START

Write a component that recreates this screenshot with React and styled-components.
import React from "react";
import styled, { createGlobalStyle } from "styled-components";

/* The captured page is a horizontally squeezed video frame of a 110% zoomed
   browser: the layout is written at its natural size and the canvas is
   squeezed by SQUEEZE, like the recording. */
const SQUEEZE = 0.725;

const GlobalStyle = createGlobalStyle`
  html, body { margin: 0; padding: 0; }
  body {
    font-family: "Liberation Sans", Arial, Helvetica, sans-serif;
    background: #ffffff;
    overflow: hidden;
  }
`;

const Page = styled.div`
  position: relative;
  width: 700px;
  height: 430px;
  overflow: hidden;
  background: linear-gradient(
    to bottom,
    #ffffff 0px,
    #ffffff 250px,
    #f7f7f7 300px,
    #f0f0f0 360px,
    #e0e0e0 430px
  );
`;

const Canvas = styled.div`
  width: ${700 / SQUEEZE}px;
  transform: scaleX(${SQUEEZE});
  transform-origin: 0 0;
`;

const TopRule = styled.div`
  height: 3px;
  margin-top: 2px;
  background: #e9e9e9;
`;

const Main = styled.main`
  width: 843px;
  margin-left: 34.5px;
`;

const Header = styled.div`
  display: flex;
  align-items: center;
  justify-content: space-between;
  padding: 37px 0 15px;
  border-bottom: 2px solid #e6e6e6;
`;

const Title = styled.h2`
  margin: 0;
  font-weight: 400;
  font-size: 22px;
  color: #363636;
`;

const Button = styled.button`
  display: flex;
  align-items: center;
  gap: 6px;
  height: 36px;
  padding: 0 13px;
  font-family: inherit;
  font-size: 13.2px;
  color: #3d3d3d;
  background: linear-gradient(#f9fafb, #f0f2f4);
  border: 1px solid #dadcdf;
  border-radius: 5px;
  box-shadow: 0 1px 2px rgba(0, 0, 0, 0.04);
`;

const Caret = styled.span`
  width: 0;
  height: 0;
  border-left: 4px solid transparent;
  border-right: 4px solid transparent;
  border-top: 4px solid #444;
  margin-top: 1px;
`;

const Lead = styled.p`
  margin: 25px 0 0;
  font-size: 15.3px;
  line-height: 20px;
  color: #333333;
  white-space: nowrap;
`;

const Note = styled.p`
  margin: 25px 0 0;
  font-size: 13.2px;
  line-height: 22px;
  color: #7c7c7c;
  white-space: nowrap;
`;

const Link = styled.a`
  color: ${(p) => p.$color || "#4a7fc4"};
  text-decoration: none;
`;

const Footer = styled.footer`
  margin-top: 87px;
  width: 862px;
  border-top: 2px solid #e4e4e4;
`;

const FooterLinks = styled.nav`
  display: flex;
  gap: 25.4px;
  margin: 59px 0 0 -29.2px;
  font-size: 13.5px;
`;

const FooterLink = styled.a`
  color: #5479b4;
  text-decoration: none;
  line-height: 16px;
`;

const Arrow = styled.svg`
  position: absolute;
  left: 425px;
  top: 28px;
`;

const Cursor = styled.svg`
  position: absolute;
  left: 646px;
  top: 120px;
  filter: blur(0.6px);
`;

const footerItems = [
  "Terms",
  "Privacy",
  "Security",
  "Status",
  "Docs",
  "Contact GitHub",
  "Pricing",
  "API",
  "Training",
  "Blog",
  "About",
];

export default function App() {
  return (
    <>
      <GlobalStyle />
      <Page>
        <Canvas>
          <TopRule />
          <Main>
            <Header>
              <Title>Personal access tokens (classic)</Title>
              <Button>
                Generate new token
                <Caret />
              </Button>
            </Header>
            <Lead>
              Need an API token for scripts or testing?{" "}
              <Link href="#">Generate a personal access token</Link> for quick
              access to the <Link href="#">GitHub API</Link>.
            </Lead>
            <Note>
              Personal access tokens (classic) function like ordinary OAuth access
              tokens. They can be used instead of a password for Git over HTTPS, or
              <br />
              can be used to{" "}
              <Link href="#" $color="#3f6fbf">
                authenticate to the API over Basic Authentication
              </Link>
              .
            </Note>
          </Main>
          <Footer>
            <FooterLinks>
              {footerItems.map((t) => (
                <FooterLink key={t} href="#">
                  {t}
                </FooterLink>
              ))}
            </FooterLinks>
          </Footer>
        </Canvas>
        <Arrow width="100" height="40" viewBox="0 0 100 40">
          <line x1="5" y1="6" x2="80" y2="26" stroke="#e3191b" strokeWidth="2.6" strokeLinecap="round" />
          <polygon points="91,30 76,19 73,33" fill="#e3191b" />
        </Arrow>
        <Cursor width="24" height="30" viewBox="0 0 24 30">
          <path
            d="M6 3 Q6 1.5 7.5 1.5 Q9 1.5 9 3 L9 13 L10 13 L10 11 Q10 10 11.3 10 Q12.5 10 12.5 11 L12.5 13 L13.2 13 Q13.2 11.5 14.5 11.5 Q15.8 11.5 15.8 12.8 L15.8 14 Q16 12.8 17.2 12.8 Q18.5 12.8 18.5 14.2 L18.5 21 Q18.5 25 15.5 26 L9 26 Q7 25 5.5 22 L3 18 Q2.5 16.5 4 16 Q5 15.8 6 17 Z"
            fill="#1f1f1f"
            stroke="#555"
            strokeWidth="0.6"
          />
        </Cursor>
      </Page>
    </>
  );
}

END

*GIVEN TASK*: The lines above should be duplicated exactly.

*ANSWER TO THE PROBLEM*:
Write a component that recreates this screenshot with React and styled-components.
import React from "react";
import styled, { createGlobalStyle } from "styled-components";

/* The captured page is a horizontally squeezed video frame of a 110% zoomed
   browser: the layout is written at its natural size and the canvas is
   squeezed by SQUEEZE, like the recording. */
const SQUEEZE = 0.725;

const GlobalStyle = createGlobalStyle`
  html, body { margin: 0; padding: 0; }
  body {
    font-family: "Liberation Sans", Arial, Helvetica, sans-serif;
    background: #ffffff;
    overflow: hidden;
  }
`;

const Page = styled.div`
  position: relative;
  width: 700px;
  height: 430px;
  overflow: hidden;
  background: linear-gradient(
    to bottom,
    #ffffff 0px,
    #ffffff 250px,
    #f7f7f7 300px,
    #f0f0f0 360px,
    #e0e0e0 430px
  );
`;

const Canvas = styled.div`
  width: ${700 / SQUEEZE}px;
  transform: scaleX(${SQUEEZE});
  transform-origin: 0 0;
`;

const TopRule = styled.div`
  height: 3px;
  margin-top: 2px;
  background: #e9e9e9;
`;

const Main = styled.main`
  width: 843px;
  margin-left: 34.5px;
`;

const Header = styled.div`
  display: flex;
  align-items: center;
  justify-content: space-between;
  padding: 37px 0 15px;
  border-bottom: 2px solid #e6e6e6;
`;

const Title = styled.h2`
  margin: 0;
  font-weight: 400;
  font-size: 22px;
  color: #363636;
`;

const Button = styled.button`
  display: flex;
  align-items: center;
  gap: 6px;
  height: 36px;
  padding: 0 13px;
  font-family: inherit;
  font-size: 13.2px;
  color: #3d3d3d;
  background: linear-gradient(#f9fafb, #f0f2f4);
  border: 1px solid #dadcdf;
  border-radius: 5px;
  box-shadow: 0 1px 2px rgba(0, 0, 0, 0.04);
`;

const Caret = styled.span`
  width: 0;
  height: 0;
  border-left: 4px solid transparent;
  border-right: 4px solid transparent;
  border-top: 4px solid #444;
  margin-top: 1px;
`;

const Lead = styled.p`
  margin: 25px 0 0;
  font-size: 15.3px;
  line-height: 20px;
  color: #333333;
  white-space: nowrap;
`;

const Note = styled.p`
  margin: 25px 0 0;
  font-size: 13.2px;
  line-height: 22px;
  color: #7c7c7c;
  white-space: nowrap;
`;

const Link = styled.a`
  color: ${(p) => p.$color || "#4a7fc4"};
  text-decoration: none;
`;

const Footer = styled.footer`
  margin-top: 87px;
  width: 862px;
  border-top: 2px solid #e4e4e4;
`;

const FooterLinks = styled.nav`
  display: flex;
  gap: 25.4px;
  margin: 59px 0 0 -29.2px;
  font-size: 13.5px;
`;

const FooterLink = styled.a`
  color: #5479b4;
  text-decoration: none;
  line-height: 16px;
`;

const Arrow = styled.svg`
  position: absolute;
  left: 425px;
  top: 28px;
`;

const Cursor = styled.svg`
  position: absolute;
  left: 646px;
  top: 120px;
  filter: blur(0.6px);
`;

const footerItems = [
  "Terms",
  "Privacy",
  "Security",
  "Status",
  "Docs",
  "Contact GitHub",
  "Pricing",
  "API",
  "Training",
  "Blog",
  "About",
];

export default function App() {
  return (
    <>
      <GlobalStyle />
      <Page>
        <Canvas>
          <TopRule />
          <Main>
            <Header>
              <Title>Personal access tokens (classic)</Title>
              <Button>
                Generate new token
                <Caret />
              </Button>
            </Header>
            <Lead>
              Need an API token for scripts or testing?{" "}
              <Link href="#">Generate a personal access token</Link> for quick
              access to the <Link href="#">GitHub API</Link>.
            </Lead>
            <Note>
              Personal access tokens (classic) function like ordinary OAuth access
              tokens. They can be used instead of a password for Git over HTTPS, or
              <br />
              can be used to{" "}
              <Link href="#" $color="#3f6fbf">
                authenticate to the API over Basic Authentication
              </Link>
              .
            </Note>
          </Main>
          <Footer>
            <FooterLinks>
              {footerItems.map((t) => (
                <FooterLink key={t} href="#">
                  {t}
                </FooterLink>
              ))}
            </FooterLinks>
          </Footer>
        </Canvas>
        <Arrow width="100" height="40" viewBox="0 0 100 40">
          <line x1="5" y1="6" x2="80" y2="26" stroke="#e3191b" strokeWidth="2.6" strokeLinecap="round" />
          <polygon points="91,30 76,19 73,33" fill="#e3191b" />
        </Arrow>
        <Cursor width="24" height="30" viewBox="0 0 24 30">
          <path
            d="M6 3 Q6 1.5 7.5 1.5 Q9 1.5 9 3 L9 13 L10 13 L10 11 Q10 10 11.3 10 Q12.5 10 12.5 11 L12.5 13 L13.2 13 Q13.2 11.5 14.5 11.5 Q15.8 11.5 15.8 12.8 L15.8 14 Q16 12.8 17.2 12.8 Q18.5 12.8 18.5 14.2 L18.5 21 Q18.5 25 15.5 26 L9 26 Q7 25 5.5 22 L3 18 Q2.5 16.5 4 16 Q5 15.8 6 17 Z"
            fill="#1f1f1f"
            stroke="#555"
            strokeWidth="0.6"
          />
        </Cursor>
      </Page>
    </>
  );
}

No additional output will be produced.